Pensemos un momento en la escena del Calvario y volvamos a escuchar las palabras de Jesús, desde los alto de la Cruz, dirigidas al malhechor crucificado a su derecha: “En verdad te digo, hoy estarás conmigo en el Paraíso” (Lc 23,43). Pensemos en los dos discípulos camino de Emaús, cuando después de haber recorrido un tramo con Jesús Resucitado, lo reconocen y parten sin dudar hacia Jerusalén, para anunciar la Resurrección del Señor (cfr Lc 24,13-35). Nos vuelven a la mente las palabras del Maestro con renovada claridad: “No se turbe vuestro corazón, tened fe en Dios y tened fe en mí. En la casa de mi Padre hay muchas moradas. Si no, no os habría dicho: 'Voy a prepararos un sitio'” (Jn 14, 1-2). Dios se ha mostrado verdaderamente, se ha hecho accesible, ha amado tanto al mundo que “nos ha dado a su hijo Unigénito, para que quien cree en Él no se pierda sino que tenga vida eterna” (Jn 3,16), y en el supremo acto de amor de la cruz, sumergiéndose en el abismo de la muerte, la ha vencido, ha resucitado y nos ha abierto también a nosotros las puertas de la eternidad. Cristo nos sostiene a través de la noche de la muerte que Él mismo ha atravesado; es el buen Pastor, bajo cuya guía nos podemos confiar sin temor, ya que Él conoce bien el camino, ha atravesado también la oscuridad.

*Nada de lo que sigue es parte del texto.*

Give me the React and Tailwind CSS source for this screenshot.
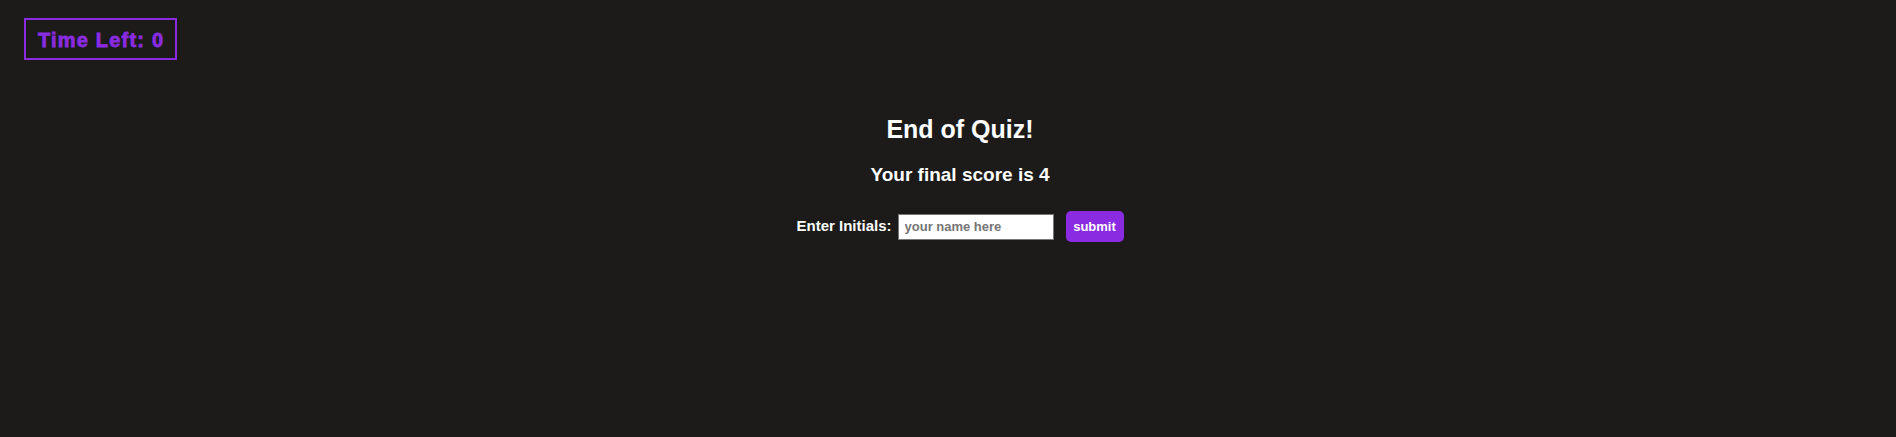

Cada domingo, recitando el Credo, reafirmamos esta verdad. Y al acudir a los cementerios para rezar con afecto y con amor por nuestros difuntos, se nos invita, una vez más, a renovar con valor y con fuerza nuestra fe en la vida eterna, es más, a vivir con esta gran esperanza y a dar testimonio de ella al mundo: después del presente no está la nada. Y precisamente, la fe en la vida eterna da al cristiano el valor para amar aún más intensamente esta tierra nuestra y trabajar para construirle un futuro, para darle una esperanza verdadera y segura.